Nos Globos de Ouro, onde só há um prémio de argumento, independentemente da origem, Martin McDonagh venceu. Os BAFTA seguiram no rasto — e fizeram muito bem (é o meu eleito). O destino parecia anunciar o Óscar para o sagaz (também) dramaturgo britânico, confirmando o aforismo “às três, é de vez” (teve nomeações anteriores por “Em Bruges”, em 2009, e “Três Cartazes à Beira da Estrada”, em 2018). Afinal, não. Afinal, parece que o vírus continua a fazer contágios.
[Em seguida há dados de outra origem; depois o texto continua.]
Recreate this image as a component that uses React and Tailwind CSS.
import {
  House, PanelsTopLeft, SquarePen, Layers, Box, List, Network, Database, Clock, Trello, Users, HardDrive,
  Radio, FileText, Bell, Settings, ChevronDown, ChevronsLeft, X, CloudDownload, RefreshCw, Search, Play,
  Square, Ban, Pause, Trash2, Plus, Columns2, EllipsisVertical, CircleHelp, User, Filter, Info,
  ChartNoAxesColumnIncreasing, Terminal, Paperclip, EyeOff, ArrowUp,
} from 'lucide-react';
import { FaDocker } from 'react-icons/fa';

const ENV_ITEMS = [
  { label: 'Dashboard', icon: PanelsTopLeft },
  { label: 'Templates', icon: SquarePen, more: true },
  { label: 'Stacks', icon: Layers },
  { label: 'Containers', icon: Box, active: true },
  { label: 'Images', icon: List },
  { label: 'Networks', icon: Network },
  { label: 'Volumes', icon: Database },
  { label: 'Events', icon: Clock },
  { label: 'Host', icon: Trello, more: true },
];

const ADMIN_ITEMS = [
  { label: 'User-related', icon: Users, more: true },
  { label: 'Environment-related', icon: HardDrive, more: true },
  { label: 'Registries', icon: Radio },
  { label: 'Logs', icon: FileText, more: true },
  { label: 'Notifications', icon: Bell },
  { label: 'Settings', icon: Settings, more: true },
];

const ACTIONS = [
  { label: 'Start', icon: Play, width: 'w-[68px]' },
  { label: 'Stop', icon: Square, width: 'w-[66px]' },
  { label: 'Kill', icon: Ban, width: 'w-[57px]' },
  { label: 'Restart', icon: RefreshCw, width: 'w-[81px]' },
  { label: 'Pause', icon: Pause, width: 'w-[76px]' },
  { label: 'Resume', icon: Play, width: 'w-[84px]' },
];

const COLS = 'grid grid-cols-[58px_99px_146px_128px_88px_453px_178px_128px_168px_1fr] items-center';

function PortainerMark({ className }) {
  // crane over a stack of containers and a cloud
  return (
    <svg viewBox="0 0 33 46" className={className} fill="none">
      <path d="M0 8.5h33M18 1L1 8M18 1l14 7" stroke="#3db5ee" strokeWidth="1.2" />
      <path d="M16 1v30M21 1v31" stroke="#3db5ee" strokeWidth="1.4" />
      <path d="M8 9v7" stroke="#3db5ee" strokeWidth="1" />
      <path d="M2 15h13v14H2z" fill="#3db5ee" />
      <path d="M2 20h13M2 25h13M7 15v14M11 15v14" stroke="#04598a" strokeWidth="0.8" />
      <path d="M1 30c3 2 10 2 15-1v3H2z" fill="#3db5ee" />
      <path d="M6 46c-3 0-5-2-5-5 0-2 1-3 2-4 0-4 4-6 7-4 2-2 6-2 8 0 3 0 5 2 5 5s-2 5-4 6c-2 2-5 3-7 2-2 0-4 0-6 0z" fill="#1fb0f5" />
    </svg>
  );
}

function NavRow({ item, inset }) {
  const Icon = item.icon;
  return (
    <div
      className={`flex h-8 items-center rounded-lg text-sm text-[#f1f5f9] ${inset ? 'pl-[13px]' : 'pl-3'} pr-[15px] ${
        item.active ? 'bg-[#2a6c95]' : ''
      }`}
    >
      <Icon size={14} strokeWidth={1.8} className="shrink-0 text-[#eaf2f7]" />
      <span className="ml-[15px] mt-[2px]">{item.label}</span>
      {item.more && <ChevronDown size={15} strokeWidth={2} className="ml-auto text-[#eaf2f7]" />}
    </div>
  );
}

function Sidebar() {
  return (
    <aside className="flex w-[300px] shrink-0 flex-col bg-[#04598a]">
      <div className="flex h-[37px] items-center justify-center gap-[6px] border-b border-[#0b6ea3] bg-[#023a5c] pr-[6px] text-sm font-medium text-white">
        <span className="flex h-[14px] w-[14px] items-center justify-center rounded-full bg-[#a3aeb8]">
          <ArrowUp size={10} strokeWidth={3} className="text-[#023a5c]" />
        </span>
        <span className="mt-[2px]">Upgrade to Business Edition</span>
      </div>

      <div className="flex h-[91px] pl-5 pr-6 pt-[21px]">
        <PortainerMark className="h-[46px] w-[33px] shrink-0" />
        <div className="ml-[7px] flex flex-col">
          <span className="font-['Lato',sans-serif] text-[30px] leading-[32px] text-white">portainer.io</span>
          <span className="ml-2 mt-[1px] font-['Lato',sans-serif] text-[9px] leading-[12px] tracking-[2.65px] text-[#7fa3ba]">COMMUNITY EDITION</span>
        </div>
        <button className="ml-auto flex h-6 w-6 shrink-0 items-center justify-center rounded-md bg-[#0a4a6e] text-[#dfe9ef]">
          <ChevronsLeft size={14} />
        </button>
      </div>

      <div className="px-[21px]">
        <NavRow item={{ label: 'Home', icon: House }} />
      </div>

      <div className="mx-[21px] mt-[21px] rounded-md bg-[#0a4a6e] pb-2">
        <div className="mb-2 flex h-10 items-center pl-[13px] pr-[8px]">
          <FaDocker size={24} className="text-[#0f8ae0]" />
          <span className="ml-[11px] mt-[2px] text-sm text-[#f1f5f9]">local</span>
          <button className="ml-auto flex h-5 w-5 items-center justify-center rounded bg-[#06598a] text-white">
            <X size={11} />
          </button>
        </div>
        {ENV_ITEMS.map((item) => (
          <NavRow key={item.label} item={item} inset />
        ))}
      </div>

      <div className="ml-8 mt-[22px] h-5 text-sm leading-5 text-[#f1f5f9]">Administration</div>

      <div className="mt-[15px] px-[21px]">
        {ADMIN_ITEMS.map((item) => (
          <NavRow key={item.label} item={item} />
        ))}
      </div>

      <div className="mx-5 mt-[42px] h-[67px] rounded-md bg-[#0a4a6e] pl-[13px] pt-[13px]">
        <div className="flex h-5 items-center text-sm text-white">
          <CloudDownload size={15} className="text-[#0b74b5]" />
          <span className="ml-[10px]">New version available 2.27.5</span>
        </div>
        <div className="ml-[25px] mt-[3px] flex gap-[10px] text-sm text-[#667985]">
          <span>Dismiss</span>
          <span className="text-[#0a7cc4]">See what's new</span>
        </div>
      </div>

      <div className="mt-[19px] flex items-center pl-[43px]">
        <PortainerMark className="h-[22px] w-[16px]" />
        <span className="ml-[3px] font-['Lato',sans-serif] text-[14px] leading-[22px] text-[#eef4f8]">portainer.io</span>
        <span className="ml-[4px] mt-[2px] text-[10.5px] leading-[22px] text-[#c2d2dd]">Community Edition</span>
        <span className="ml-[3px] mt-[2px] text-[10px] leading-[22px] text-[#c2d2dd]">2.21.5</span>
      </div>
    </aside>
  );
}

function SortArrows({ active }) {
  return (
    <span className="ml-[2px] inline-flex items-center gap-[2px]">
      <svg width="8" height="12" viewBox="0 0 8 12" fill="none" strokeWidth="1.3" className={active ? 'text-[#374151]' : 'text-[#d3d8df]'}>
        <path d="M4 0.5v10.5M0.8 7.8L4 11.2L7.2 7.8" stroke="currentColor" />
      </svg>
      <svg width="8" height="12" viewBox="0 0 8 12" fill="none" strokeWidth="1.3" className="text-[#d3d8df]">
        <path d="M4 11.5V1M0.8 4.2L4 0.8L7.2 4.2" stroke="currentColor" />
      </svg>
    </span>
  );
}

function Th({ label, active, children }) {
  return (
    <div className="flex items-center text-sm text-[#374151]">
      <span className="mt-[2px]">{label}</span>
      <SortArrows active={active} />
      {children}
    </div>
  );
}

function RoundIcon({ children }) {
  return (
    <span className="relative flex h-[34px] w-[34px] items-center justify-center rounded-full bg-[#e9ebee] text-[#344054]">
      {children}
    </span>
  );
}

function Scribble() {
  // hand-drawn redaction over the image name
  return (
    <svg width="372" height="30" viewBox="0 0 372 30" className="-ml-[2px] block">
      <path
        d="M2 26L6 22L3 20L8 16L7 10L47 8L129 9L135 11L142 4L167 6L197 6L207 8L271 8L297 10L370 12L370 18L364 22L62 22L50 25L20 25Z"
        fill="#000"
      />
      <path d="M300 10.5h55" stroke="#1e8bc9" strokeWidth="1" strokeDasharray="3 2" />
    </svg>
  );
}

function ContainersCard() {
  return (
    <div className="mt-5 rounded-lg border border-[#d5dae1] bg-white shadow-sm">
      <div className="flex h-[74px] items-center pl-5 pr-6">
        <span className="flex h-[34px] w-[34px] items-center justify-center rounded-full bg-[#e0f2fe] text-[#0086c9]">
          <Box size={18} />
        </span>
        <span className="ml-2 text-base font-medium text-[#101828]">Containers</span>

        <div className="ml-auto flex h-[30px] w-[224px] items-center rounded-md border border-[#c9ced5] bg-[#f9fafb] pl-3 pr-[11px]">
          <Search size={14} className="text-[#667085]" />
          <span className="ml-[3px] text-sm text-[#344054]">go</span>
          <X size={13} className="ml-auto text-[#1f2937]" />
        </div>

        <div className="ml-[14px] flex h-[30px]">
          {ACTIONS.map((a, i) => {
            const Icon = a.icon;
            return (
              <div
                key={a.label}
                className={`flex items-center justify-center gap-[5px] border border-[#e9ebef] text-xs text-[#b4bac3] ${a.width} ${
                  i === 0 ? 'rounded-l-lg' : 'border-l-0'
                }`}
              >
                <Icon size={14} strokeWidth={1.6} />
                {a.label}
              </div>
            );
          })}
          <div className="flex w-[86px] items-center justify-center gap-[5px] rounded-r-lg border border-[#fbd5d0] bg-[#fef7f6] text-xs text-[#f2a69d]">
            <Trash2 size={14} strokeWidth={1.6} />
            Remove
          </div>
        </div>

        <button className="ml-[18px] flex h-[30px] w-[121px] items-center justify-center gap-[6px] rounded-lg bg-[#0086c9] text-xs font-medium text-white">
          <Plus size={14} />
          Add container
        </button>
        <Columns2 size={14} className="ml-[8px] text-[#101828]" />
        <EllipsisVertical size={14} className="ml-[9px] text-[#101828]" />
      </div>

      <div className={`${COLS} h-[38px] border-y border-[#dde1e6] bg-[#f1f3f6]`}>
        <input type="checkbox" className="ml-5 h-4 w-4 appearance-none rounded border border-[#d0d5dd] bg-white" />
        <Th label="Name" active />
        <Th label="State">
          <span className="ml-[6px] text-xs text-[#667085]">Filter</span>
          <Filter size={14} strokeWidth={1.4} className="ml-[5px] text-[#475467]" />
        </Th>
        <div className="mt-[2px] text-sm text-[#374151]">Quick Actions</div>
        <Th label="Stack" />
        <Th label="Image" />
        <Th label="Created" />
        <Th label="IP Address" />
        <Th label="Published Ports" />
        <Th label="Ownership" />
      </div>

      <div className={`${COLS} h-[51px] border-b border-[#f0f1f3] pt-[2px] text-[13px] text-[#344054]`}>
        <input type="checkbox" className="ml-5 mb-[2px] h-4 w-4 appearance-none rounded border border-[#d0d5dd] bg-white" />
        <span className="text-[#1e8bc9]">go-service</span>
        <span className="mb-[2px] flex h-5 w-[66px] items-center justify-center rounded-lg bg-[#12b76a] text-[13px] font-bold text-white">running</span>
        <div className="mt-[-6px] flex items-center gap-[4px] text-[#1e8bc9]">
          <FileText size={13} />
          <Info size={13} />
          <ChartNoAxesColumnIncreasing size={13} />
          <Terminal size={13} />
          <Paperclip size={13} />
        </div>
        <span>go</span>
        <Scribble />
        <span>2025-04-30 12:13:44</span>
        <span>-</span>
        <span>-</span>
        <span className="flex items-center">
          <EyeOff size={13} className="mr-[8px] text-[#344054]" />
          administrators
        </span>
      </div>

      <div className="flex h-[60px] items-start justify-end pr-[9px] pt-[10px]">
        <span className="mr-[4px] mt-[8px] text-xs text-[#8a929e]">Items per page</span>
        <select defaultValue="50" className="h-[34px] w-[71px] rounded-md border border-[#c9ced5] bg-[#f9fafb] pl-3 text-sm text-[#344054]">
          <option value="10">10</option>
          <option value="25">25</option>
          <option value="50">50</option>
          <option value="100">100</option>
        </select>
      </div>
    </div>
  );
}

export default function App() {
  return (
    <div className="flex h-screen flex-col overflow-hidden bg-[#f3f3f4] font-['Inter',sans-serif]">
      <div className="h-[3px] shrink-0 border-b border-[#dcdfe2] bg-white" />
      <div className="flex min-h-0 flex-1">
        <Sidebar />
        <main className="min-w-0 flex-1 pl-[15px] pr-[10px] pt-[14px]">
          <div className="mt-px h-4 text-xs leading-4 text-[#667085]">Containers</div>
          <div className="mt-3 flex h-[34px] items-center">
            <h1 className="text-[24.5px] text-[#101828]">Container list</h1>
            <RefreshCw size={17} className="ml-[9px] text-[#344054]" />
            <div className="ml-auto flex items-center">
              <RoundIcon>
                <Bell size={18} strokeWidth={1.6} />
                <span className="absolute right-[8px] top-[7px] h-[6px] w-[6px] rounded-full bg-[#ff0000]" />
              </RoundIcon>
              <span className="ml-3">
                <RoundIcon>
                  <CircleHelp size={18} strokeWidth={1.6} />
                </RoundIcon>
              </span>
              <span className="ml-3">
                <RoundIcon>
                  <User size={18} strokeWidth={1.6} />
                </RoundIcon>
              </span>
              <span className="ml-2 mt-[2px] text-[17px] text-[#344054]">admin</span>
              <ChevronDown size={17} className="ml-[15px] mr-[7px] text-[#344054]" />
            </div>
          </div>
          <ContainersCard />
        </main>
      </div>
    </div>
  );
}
Depois das Guildas dos Produtores, dos Realizadores e dos Atores, foi a vez dos Argumentistas: na noite de domingo, Daniel Kwan e Daniel Scheinert (“Tudo em Todo o Lado ao Mesmo Tempo”) subiram ao palco para receber o respetivo prémio, colocando-os, definitivamente, na frente da grelha de partida para o Óscar. Quanto ao prémio do Argumento Adaptado, os BAFTA escolheram Edward Berger, Lesley Paterson e Ian Stokell por “A Oeste Nada de Novo”, a partir do romance antibélico de Erich Maria Remarque que os nazis baniram em públicos autos de fé. A Guilda dos Argumentistas premiou Sarah Polley, com “A Voz das Mulheres”, escrito a partir de um livro de Miriam Toews, confirmando uma boa onda que se vinha espalhando e que a faz favorita nos prémios da Academia. Seria, também, a minha escolha.
Conclusão: se o maremoto se confirmar e até virar o barco no campo das atrizes, “Tudo em Todo o Lado ao Mesmo Tempo” pode ganhar seis dos principais Óscares — Melhor Filme, Realização, Argumento, Atriz Principal, Atriz Secundária, Ator Secundário — algo que nem “Ben-Hur”, “Titanic” ou “O Senhor dos Anéis — O Regresso do Rei” (os mais oscarizados filmes de sempre) conseguiram. O que mais se aproximou (“O Silêncio dos Inocentes”, de Jonathan Demme) ganhou cinco. 2023 é mesmo um ano louco em Hollywood.